Brodeur once again was the difference in a series, part of an ongoing theme over the years and while he had a particularly bad game in round one, overall the bulk of his work is the reason the Devils are moving on and the Panthers are shutting it down for the year.

As befits a team that isn't much on flash, the Devils divide their scoring among all four lines, a balanced attack that tends to wear down an opposing squad rather quickly, defensively they are sound, never given to panic in their own end and more than able to frustrate opposing forwards as they roll across the blue line.

They don't get much notice playing across the river in Jersey, ownership is currently feuding amongst itself (actually litigation seems to be the word in that context) as well as with the city of Newark over any number of issues about their rink, so who knows what the future of the Devils may be in days to come.
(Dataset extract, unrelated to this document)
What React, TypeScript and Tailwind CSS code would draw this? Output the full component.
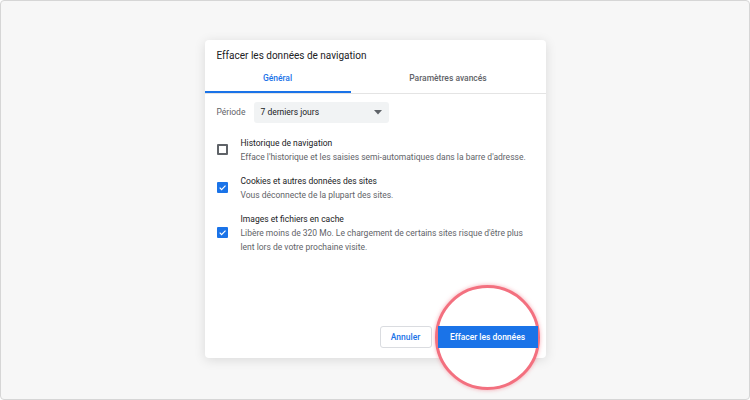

None of that of course is of concern to head coach Pete DeBoer, who simply has to keep his focus on the product on the ice, the lack of respect that frequently is given to the Devils could very well work in their favour moving on in this years playoff race.

When you need a rallying point, what better theme than nobody respects us, nobody expects anything of us. Especially when you are competing for the affection of the fans in the league's largest market, against one of its marquee franchises

If you're DeBoer you go over your game plan, let them know that you believe in them, that they should believe in themselves and then send them out on the ice and see what happens.  

Seems to have worked so far doesn't it?